◆ **Recorded information**:
────────────────────────────────────────

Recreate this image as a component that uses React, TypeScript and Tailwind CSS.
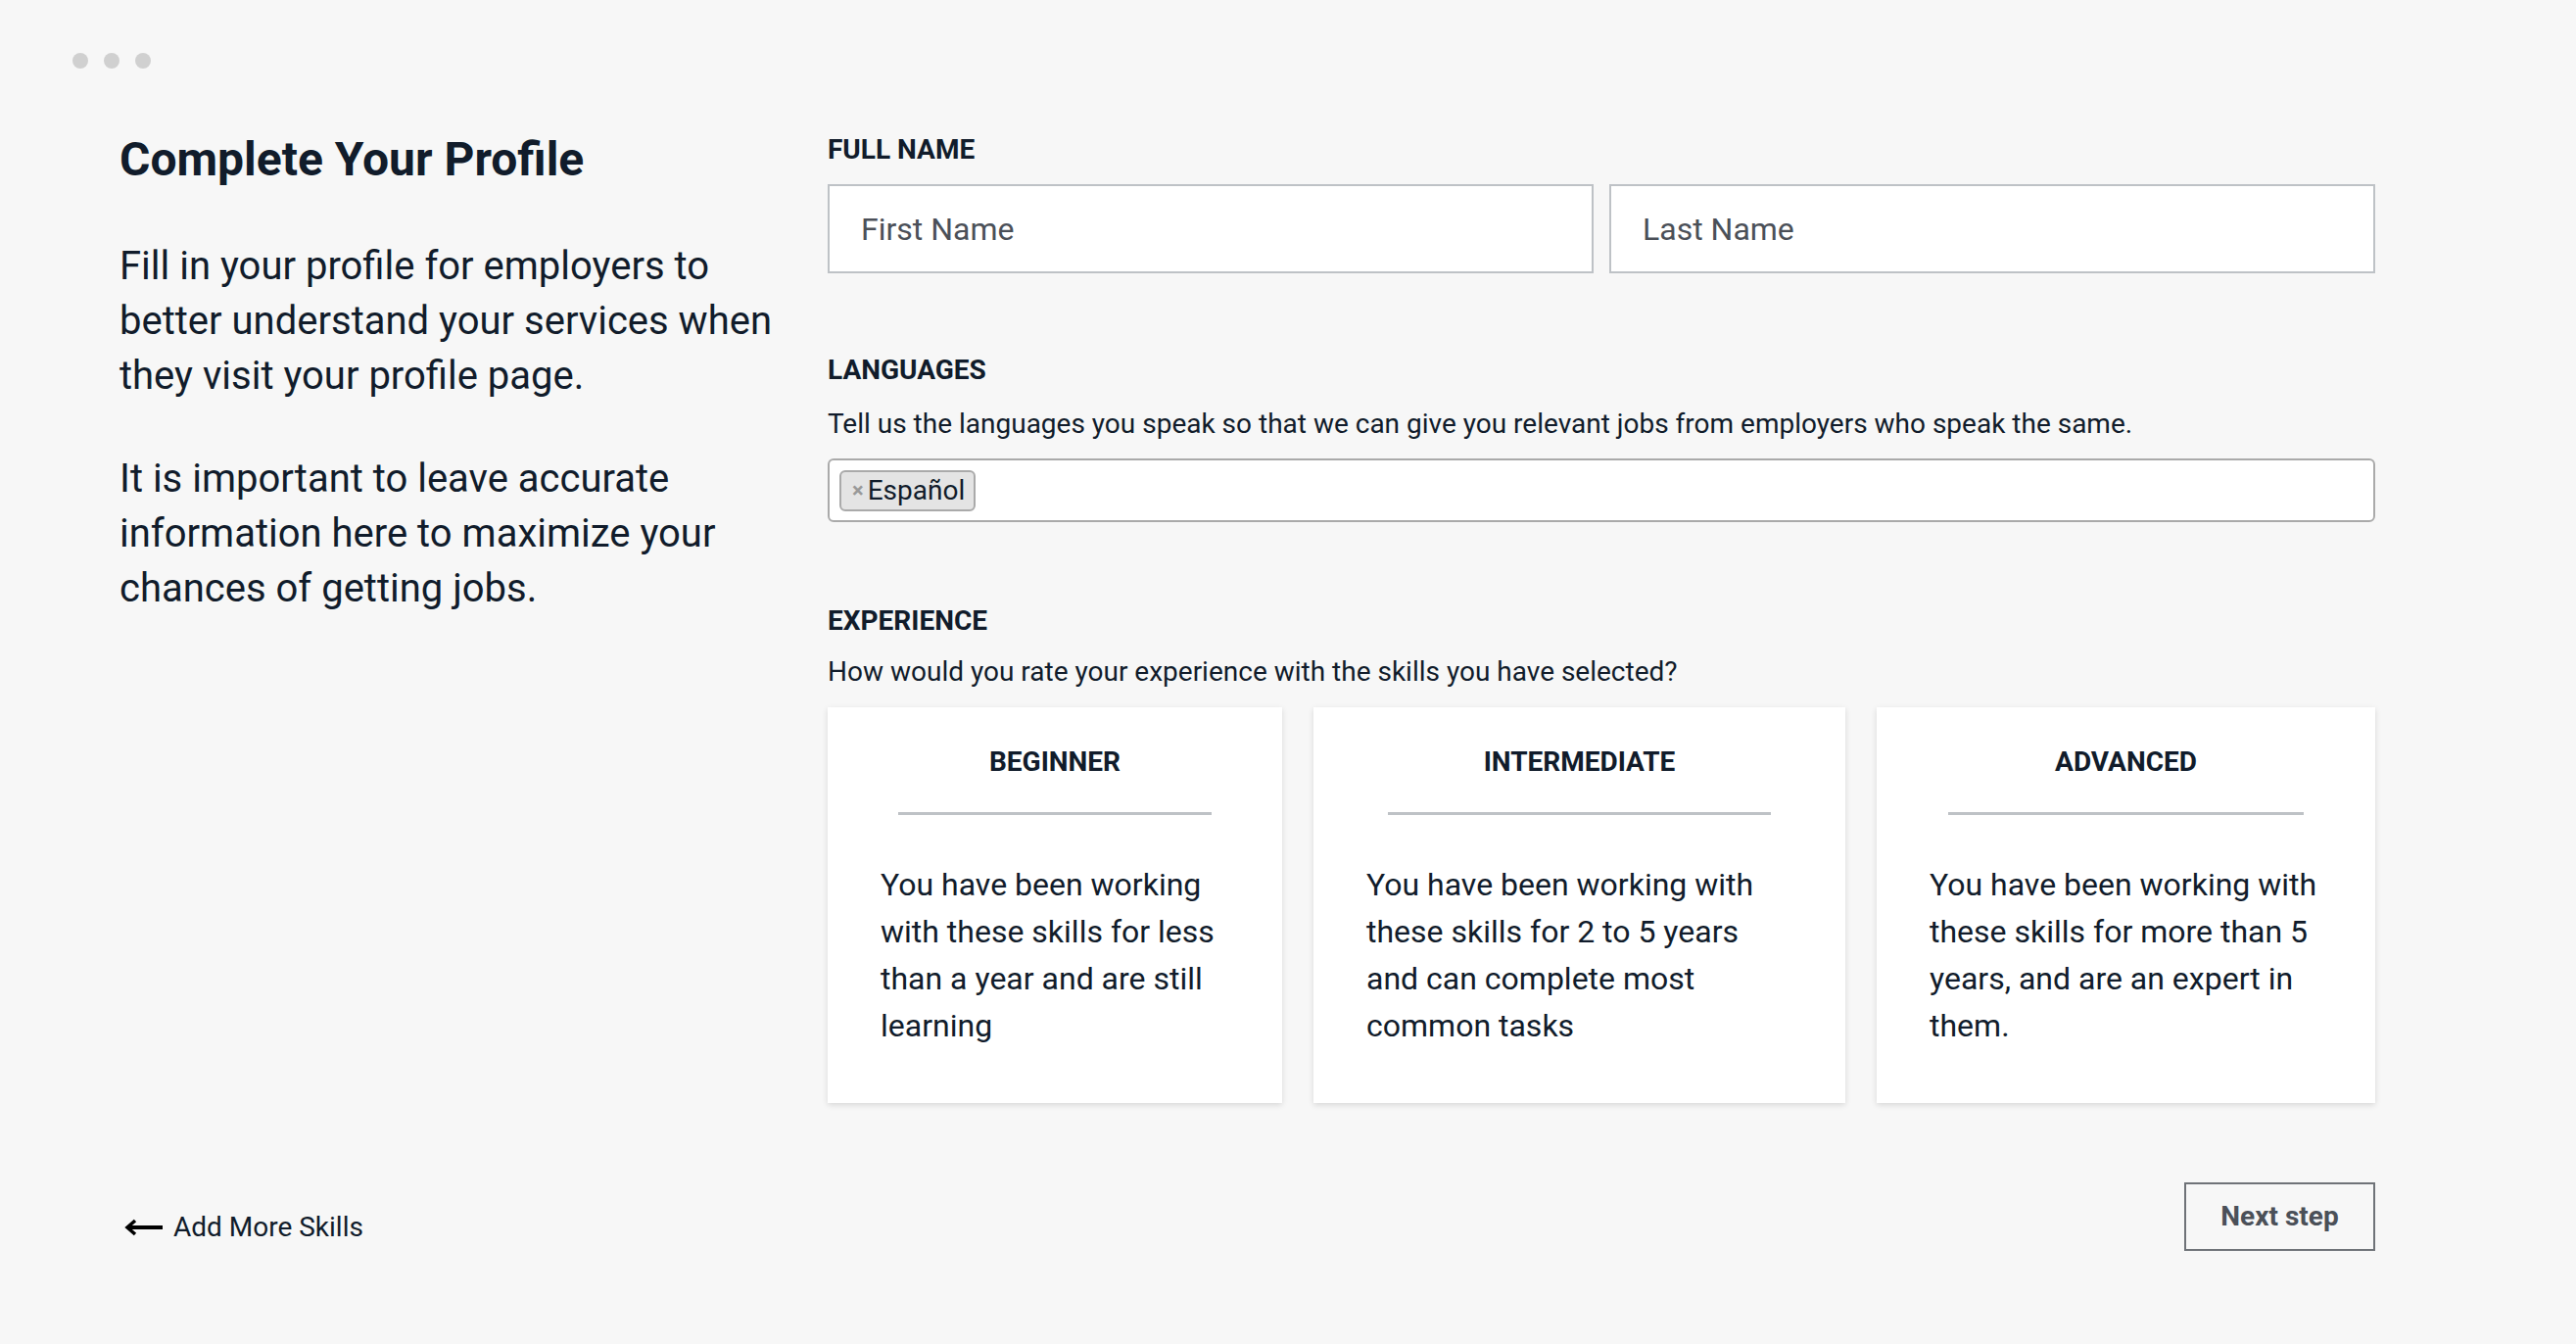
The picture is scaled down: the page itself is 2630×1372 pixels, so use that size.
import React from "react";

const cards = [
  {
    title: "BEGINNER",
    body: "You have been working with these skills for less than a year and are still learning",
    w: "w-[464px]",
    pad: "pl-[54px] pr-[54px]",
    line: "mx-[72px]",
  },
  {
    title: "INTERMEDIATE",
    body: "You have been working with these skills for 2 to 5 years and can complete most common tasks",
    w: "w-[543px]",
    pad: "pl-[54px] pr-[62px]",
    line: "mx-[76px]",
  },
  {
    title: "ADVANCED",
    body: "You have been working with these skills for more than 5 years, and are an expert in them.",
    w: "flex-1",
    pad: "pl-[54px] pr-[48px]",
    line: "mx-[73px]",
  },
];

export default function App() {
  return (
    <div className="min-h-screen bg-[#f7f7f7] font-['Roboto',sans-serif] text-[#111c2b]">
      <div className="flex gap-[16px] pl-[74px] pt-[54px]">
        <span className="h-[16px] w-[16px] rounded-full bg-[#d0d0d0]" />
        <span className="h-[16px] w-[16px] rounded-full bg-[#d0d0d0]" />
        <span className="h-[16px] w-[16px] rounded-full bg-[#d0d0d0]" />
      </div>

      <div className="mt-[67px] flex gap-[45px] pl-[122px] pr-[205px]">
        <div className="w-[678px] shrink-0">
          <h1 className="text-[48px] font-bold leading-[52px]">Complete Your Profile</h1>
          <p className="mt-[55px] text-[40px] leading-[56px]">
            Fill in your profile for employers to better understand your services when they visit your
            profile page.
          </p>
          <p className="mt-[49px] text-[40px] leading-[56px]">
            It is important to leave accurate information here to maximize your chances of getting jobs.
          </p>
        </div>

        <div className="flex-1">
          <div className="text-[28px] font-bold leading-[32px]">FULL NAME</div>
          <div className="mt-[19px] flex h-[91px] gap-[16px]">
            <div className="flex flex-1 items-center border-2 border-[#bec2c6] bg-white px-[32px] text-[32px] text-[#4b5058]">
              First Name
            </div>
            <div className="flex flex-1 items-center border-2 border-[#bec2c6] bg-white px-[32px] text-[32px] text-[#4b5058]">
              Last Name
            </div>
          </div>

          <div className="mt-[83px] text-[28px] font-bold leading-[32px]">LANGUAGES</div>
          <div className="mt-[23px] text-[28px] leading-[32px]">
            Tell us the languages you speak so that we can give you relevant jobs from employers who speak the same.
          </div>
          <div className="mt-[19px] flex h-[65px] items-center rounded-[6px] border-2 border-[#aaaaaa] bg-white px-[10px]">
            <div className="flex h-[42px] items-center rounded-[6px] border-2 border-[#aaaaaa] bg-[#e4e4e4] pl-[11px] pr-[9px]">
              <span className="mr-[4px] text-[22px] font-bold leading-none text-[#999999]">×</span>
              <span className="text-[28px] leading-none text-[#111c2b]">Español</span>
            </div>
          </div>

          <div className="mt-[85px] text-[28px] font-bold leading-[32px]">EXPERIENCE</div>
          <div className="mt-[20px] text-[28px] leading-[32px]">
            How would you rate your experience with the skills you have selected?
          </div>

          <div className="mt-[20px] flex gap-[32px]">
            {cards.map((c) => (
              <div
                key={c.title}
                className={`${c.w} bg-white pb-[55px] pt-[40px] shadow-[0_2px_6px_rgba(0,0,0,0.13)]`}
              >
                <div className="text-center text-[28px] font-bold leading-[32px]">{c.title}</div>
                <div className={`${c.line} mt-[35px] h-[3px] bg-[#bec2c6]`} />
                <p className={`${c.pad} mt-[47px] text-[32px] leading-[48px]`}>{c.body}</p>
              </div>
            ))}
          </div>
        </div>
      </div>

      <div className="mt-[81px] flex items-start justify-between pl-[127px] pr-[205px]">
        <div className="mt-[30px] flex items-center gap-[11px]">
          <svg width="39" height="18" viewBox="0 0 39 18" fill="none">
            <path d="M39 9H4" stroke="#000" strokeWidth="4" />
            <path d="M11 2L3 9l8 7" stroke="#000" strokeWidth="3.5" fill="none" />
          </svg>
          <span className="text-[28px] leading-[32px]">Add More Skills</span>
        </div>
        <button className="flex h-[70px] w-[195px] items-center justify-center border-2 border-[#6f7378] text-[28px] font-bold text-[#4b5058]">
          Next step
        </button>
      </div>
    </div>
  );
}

────────────────────────────────────────

From the opening line of the listing above through the line bearing "import React from", repeat each line exactly. Drop every picture.

◆ **Worked answer**:
Recreate this image as a component that uses React, TypeScript and Tailwind CSS.
The picture is scaled down: the page itself is 2630×1372 pixels, so use that size.
import React from "react";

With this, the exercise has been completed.